*PROBLEM REQUIREMENTS*
Keep the images out and copy every entry below exactly.

*DATASET RECORDS*
= = = =

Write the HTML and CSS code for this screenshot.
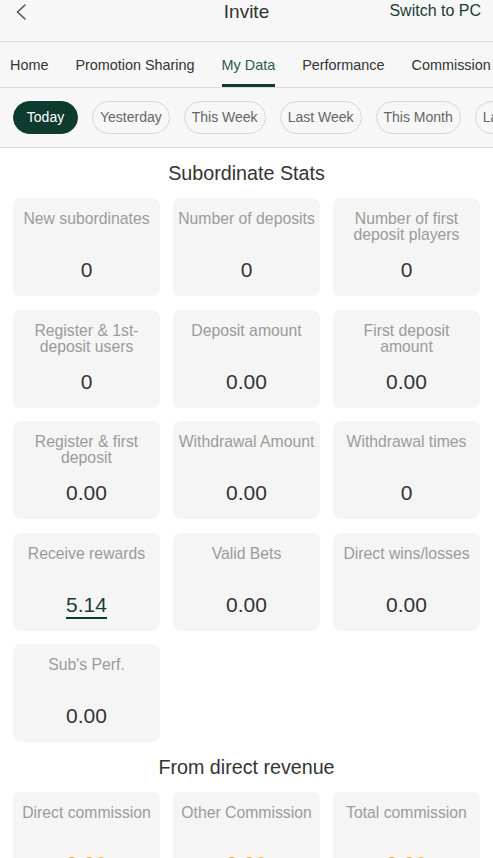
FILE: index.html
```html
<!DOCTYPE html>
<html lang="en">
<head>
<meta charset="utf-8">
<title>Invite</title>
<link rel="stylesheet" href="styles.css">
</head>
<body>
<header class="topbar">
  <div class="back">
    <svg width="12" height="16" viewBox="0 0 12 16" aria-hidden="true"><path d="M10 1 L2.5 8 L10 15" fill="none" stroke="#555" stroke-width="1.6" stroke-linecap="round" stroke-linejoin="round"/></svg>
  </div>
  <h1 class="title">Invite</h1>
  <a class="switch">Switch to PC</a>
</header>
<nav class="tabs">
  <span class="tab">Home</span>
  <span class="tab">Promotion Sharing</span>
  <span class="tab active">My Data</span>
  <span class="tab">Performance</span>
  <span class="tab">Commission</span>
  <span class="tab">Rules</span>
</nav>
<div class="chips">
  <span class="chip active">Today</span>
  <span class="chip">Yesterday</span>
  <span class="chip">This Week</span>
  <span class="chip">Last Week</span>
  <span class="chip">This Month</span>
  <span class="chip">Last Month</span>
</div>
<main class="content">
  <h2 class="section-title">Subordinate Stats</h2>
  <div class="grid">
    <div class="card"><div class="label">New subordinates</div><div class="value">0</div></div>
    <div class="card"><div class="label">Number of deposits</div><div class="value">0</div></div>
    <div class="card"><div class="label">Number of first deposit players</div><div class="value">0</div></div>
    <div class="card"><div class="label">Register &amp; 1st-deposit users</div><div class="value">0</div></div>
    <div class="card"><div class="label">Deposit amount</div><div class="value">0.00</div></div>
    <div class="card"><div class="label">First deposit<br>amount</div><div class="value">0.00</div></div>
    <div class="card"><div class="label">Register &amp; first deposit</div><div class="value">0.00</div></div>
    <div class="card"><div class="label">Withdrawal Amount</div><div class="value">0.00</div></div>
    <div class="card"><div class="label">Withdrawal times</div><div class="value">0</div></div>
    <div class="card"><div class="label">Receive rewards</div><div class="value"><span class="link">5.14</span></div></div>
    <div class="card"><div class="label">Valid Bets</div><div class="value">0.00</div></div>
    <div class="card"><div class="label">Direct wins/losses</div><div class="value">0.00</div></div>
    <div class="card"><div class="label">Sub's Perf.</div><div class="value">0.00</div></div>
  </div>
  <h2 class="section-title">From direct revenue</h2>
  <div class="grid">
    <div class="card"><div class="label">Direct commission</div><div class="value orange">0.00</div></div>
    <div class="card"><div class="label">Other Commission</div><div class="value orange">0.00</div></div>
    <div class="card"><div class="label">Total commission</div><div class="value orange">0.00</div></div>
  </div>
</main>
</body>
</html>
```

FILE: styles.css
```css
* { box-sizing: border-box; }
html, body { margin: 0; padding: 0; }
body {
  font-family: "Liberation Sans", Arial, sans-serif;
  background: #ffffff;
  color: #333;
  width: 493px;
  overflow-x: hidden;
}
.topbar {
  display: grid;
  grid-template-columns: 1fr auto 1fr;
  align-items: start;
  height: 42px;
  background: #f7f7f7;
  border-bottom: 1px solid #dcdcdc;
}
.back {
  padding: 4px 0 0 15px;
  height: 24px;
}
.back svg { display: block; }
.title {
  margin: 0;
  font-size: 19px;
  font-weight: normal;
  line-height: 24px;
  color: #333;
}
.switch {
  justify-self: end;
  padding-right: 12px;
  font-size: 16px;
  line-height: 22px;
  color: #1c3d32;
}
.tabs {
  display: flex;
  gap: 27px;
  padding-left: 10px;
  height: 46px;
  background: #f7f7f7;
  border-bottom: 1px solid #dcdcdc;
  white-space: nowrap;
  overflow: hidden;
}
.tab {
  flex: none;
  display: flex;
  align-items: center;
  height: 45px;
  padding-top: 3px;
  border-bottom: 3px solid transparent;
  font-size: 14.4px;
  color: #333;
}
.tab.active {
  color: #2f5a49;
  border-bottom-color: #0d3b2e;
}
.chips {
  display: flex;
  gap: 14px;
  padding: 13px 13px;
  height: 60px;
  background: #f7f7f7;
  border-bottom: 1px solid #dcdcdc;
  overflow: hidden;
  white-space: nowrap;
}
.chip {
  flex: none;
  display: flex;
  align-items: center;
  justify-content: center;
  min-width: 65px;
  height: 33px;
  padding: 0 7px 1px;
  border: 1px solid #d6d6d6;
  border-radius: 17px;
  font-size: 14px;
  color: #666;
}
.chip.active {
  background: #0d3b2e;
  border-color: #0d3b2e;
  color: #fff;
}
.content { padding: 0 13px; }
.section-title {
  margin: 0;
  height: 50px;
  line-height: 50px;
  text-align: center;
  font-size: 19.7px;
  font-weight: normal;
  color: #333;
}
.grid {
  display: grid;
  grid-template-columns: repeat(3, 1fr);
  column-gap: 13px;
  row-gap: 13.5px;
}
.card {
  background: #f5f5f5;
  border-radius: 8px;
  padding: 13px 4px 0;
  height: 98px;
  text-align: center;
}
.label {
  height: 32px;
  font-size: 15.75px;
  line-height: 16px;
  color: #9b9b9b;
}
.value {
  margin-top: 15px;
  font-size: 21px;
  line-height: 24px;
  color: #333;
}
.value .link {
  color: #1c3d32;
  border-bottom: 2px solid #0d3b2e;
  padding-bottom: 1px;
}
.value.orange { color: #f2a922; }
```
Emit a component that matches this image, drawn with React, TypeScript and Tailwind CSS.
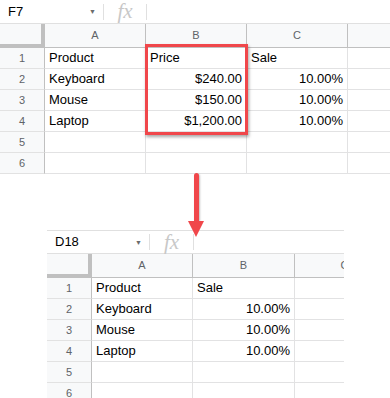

= = = =

*EXERCISE OUTPUT*
Write the HTML and CSS code for this screenshot.
FILE: index.html
```html
<!DOCTYPE html>
<html lang="en">
<head>
<meta charset="utf-8">
<title>Invite</title>
<link rel="stylesheet" href="styles.css">
</head>
<body>
<header class="topbar">
  <div class="back">
    <svg width="12" height="16" viewBox="0 0 12 16" aria-hidden="true"><path d="M10 1 L2.5 8 L10 15" fill="none" stroke="#555" stroke-width="1.6" stroke-linecap="round" stroke-linejoin="round"/></svg>
  </div>
  <h1 class="title">Invite</h1>
  <a class="switch">Switch to PC</a>
</header>
<nav class="tabs">
  <span class="tab">Home</span>
  <span class="tab">Promotion Sharing</span>
  <span class="tab active">My Data</span>
  <span class="tab">Performance</span>
  <span class="tab">Commission</span>
  <span class="tab">Rules</span>
</nav>
<div class="chips">
  <span class="chip active">Today</span>
  <span class="chip">Yesterday</span>
  <span class="chip">This Week</span>
  <span class="chip">Last Week</span>
  <span class="chip">This Month</span>
  <span class="chip">Last Month</span>
</div>
<main class="content">
  <h2 class="section-title">Subordinate Stats</h2>
  <div class="grid">
    <div class="card"><div class="label">New subordinates</div><div class="value">0</div></div>
    <div class="card"><div class="label">Number of deposits</div><div class="value">0</div></div>
    <div class="card"><div class="label">Number of first deposit players</div><div class="value">0</div></div>
    <div class="card"><div class="label">Register &amp; 1st-deposit users</div><div class="value">0</div></div>
    <div class="card"><div class="label">Deposit amount</div><div class="value">0.00</div></div>
    <div class="card"><div class="label">First deposit<br>amount</div><div class="value">0.00</div></div>
    <div class="card"><div class="label">Register &amp; first deposit</div><div class="value">0.00</div></div>
    <div class="card"><div class="label">Withdrawal Amount</div><div class="value">0.00</div></div>
    <div class="card"><div class="label">Withdrawal times</div><div class="value">0</div></div>
    <div class="card"><div class="label">Receive rewards</div><div class="value"><span class="link">5.14</span></div></div>
    <div class="card"><div class="label">Valid Bets</div><div class="value">0.00</div></div>
    <div class="card"><div class="label">Direct wins/losses</div><div class="value">0.00</div></div>
    <div class="card"><div class="label">Sub's Perf.</div><div class="value">0.00</div></div>
  </div>
  <h2 class="section-title">From direct revenue</h2>
  <div class="grid">
    <div class="card"><div class="label">Direct commission</div><div class="value orange">0.00</div></div>
    <div class="card"><div class="label">Other Commission</div><div class="value orange">0.00</div></div>
    <div class="card"><div class="label">Total commission</div><div class="value orange">0.00</div></div>
  </div>
</main>
</body>
</html>
```

FILE: styles.css
```css
* { box-sizing: border-box; }
html, body { margin: 0; padding: 0; }
body {
  font-family: "Liberation Sans", Arial, sans-serif;
  background: #ffffff;
  color: #333;
  width: 493px;
  overflow-x: hidden;
}
.topbar {
  display: grid;
  grid-template-columns: 1fr auto 1fr;
  align-items: start;
  height: 42px;
  background: #f7f7f7;
  border-bottom: 1px solid #dcdcdc;
}
.back {
  padding: 4px 0 0 15px;
  height: 24px;
}
.back svg { display: block; }
.title {
  margin: 0;
  font-size: 19px;
  font-weight: normal;
  line-height: 24px;
  color: #333;
}
.switch {
  justify-self: end;
  padding-right: 12px;
  font-size: 16px;
  line-height: 22px;
  color: #1c3d32;
}
.tabs {
  display: flex;
  gap: 27px;
  padding-left: 10px;
  height: 46px;
  background: #f7f7f7;
  border-bottom: 1px solid #dcdcdc;
  white-space: nowrap;
  overflow: hidden;
}
.tab {
  flex: none;
  display: flex;
  align-items: center;
  height: 45px;
  padding-top: 3px;
  border-bottom: 3px solid transparent;
  font-size: 14.4px;
  color: #333;
}
.tab.active {
  color: #2f5a49;
  border-bottom-color: #0d3b2e;
}
.chips {
  display: flex;
  gap: 14px;
  padding: 13px 13px;
  height: 60px;
  background: #f7f7f7;
  border-bottom: 1px solid #dcdcdc;
  overflow: hidden;
  white-space: nowrap;
}
.chip {
  flex: none;
  display: flex;
  align-items: center;
  justify-content: center;
  min-width: 65px;
  height: 33px;
  padding: 0 7px 1px;
  border: 1px solid #d6d6d6;
  border-radius: 17px;
  font-size: 14px;
  color: #666;
}
.chip.active {
  background: #0d3b2e;
  border-color: #0d3b2e;
  color: #fff;
}
.content { padding: 0 13px; }
.section-title {
  margin: 0;
  height: 50px;
  line-height: 50px;
  text-align: center;
  font-size: 19.7px;
  font-weight: normal;
  color: #333;
}
.grid {
  display: grid;
  grid-template-columns: repeat(3, 1fr);
  column-gap: 13px;
  row-gap: 13.5px;
}
.card {
  background: #f5f5f5;
  border-radius: 8px;
  padding: 13px 4px 0;
  height: 98px;
  text-align: center;
}
.label {
  height: 32px;
  font-size: 15.75px;
  line-height: 16px;
  color: #9b9b9b;
}
.value {
  margin-top: 15px;
  font-size: 21px;
  line-height: 24px;
  color: #333;
}
.value .link {
  color: #1c3d32;
  border-bottom: 2px solid #0d3b2e;
  padding-bottom: 1px;
}
.value.orange { color: #f2a922; }
```
Emit a component that matches this image, drawn with React, TypeScript and Tailwind CSS.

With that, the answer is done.